There’s no question in McKelvey’s mind that jazz music has a future.

“When we go these festivals, there are so many great kids who play so great,” he said.

Safe place

McKelvey’s personal concerns about safety and racism inspired him to help create the Black Student Union. Despite his music students’ best wishes, there was a serious need for dialogue about race in Battle Ground, he said. McKelvey is still faculty adviser for the club, which meets in his band room and is open to any student who wants to promote better understanding between different ethnicities, according to the school’s club roster.

“My presence has created some change,” McKelvey said. “Things have gotten a lot better, but there have been some times.”

What’s true of many schools is true here, he noted. Kids who don’t seem to fit in anywhere else often wind up in the band room. It’s their safe space, he said.

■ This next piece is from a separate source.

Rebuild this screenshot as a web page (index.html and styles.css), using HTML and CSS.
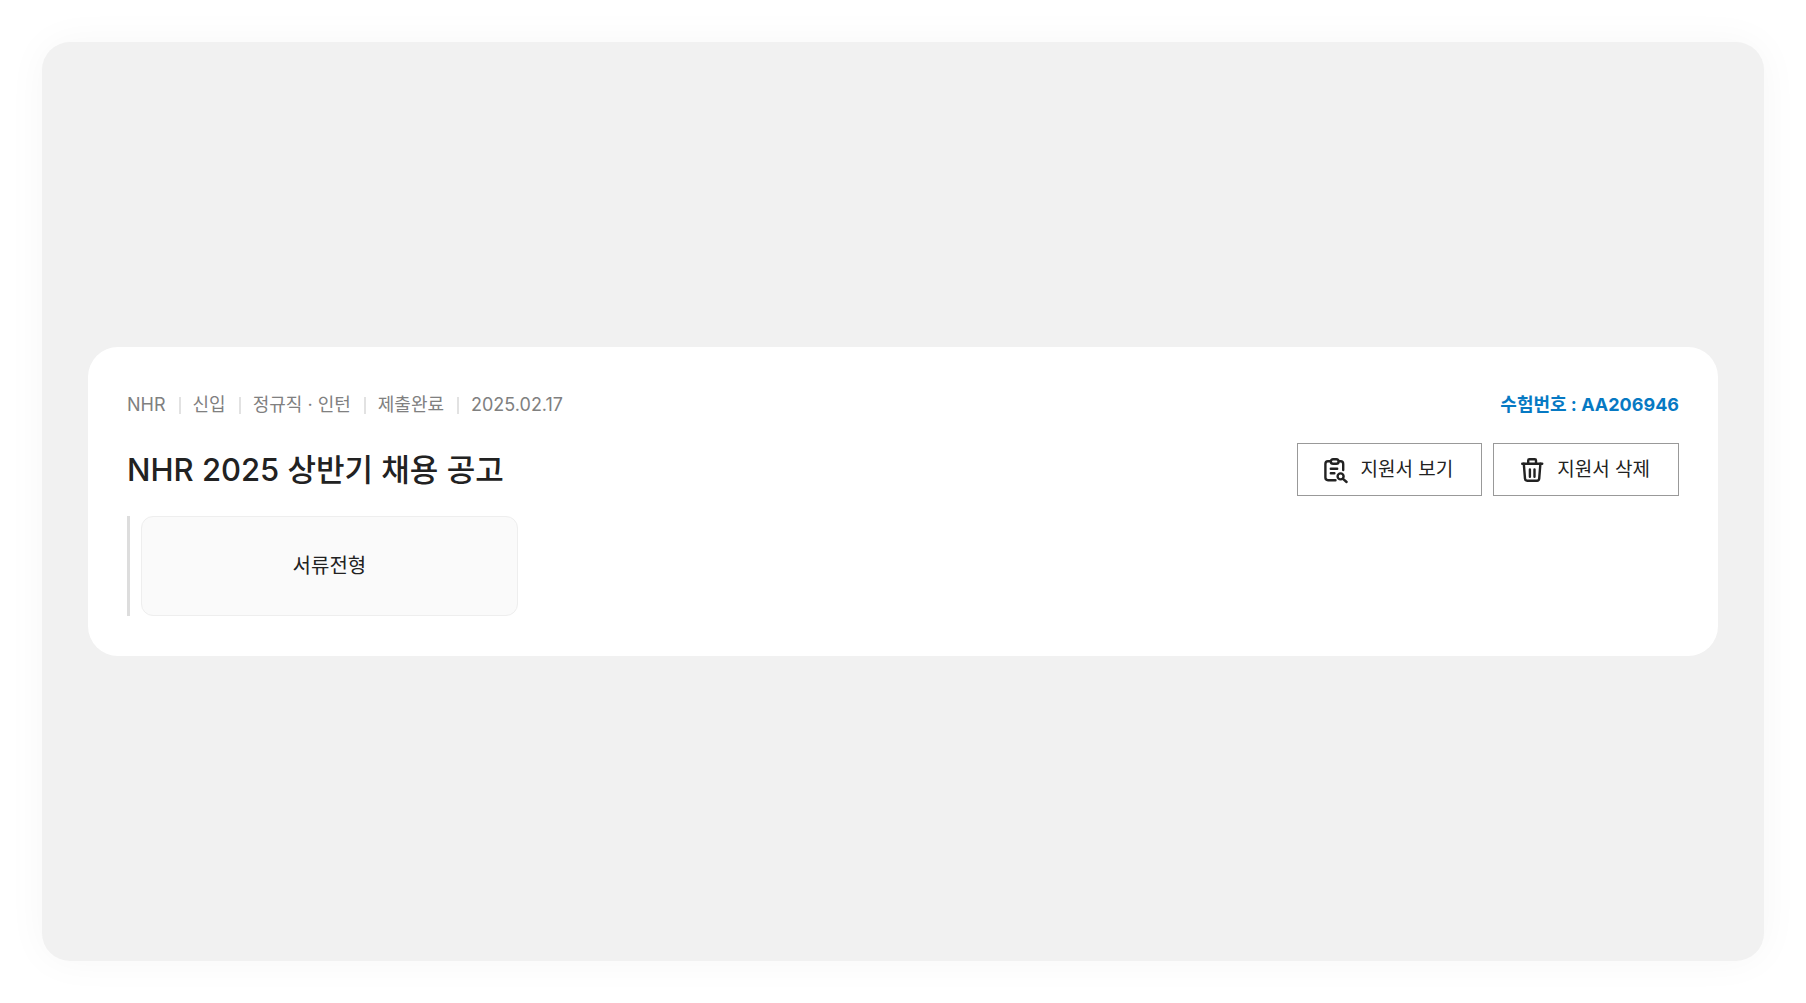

McKelvey said he never eats lunch in the faculty room. He hangs out in the band room and gets to know his students.

“I love my kids. The love is genuine,” he said. “And when the kids know you love them, they can take constructive criticism a lot better.”

Return to roots

During his many jazz-band travels, McKelvey once returned to his own elementary school in a majority-minority neighborhood of Richmond. “I wanted to let my kids see how it was where I grew up,” he said. “And I wanted to show the kids at the school that I was just like them, and if I could make it out of there, they could too.”

The school principal was in tears while thanking McKelvey and his students for their visit, he remembered.

“It was one of the highlights of my career. They made us feel like rock stars,” he said.

That’s the real reason McKelvey keeps putting off retirement, he said. He admitted that he still might change his mind about next year.

“Music is fun. I want my students to have fun,” he said. “I’m in heaven when I’m in front of the band.”